- Born: 1933 present day Ekiti State, Nigeria
- Died: December 22, 1999 (aged 65–66) Ibadan
- Occupations: Political economist, socialist and human right activist, Lecturing
- Spouse: Kehinde Ola

= Ola Oni =

Nigerian marxist political economist and activist

Ola Oni (1933–1999) was a Nigerian marxist political economist, socialist and human right activist. He served as a lecturer at the University of Ibadan.
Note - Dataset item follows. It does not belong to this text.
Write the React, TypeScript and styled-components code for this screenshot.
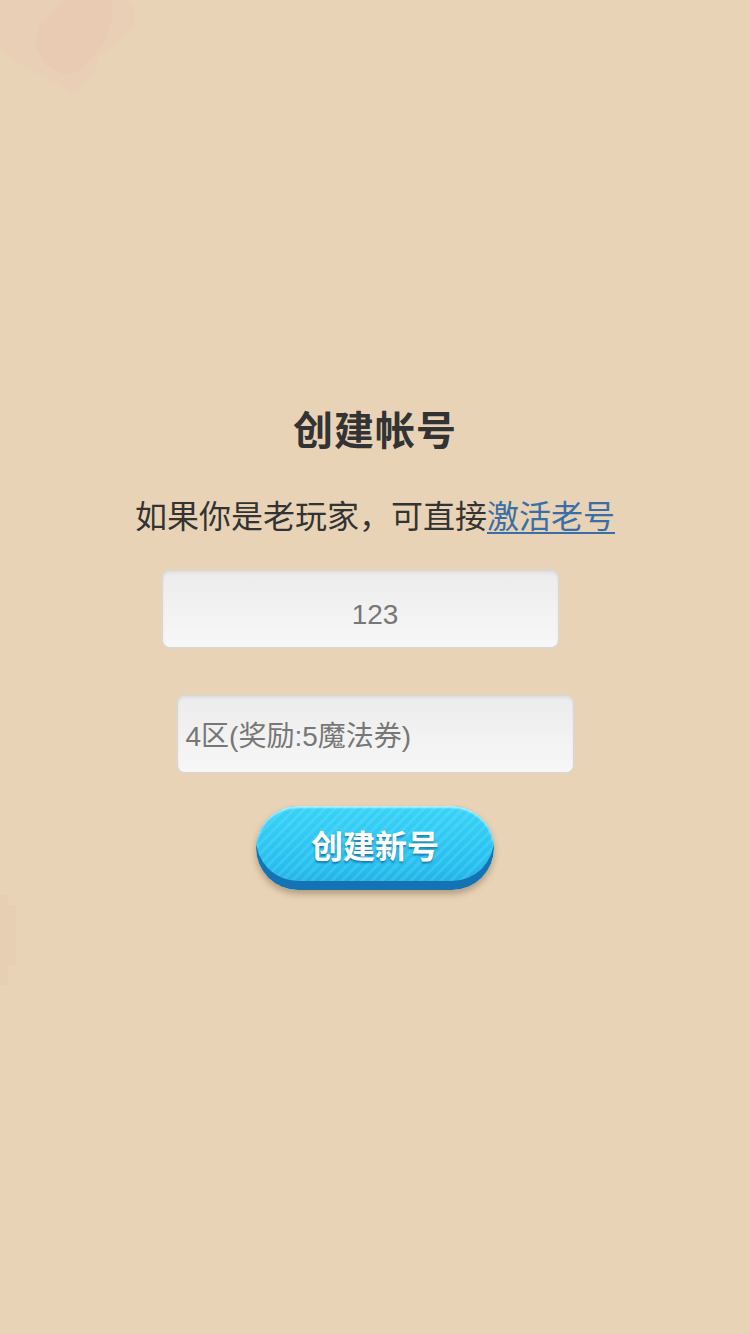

He was the subject of a biographical book by Ebenezer Babatope, titled Student Power in Nigeria (1991).

==Early life==
The anti-military and pro-democracy, Ola Oni hails from Ekiti State southwestern Nigeria where he was born but based in Ibadan, the capital of Oyo State, Nigeria.
He was a lecturer at the University of Ibadan but was sacked due to his radicalism.
Ebenezer Babatope's book, "Student Power in Nigeria" (1956-198), tells the life of Ola Oni.
He died on December 22, 1999, at the University College Hospital, Ibadan.
After his demise, he was immortalized and a social research center, Comrade Ola Oni Centre For Social Research was named after him.

==Personal life==
He was married to Kehinde Ola Oni, a retired civil servant and fellow activist who is now blind.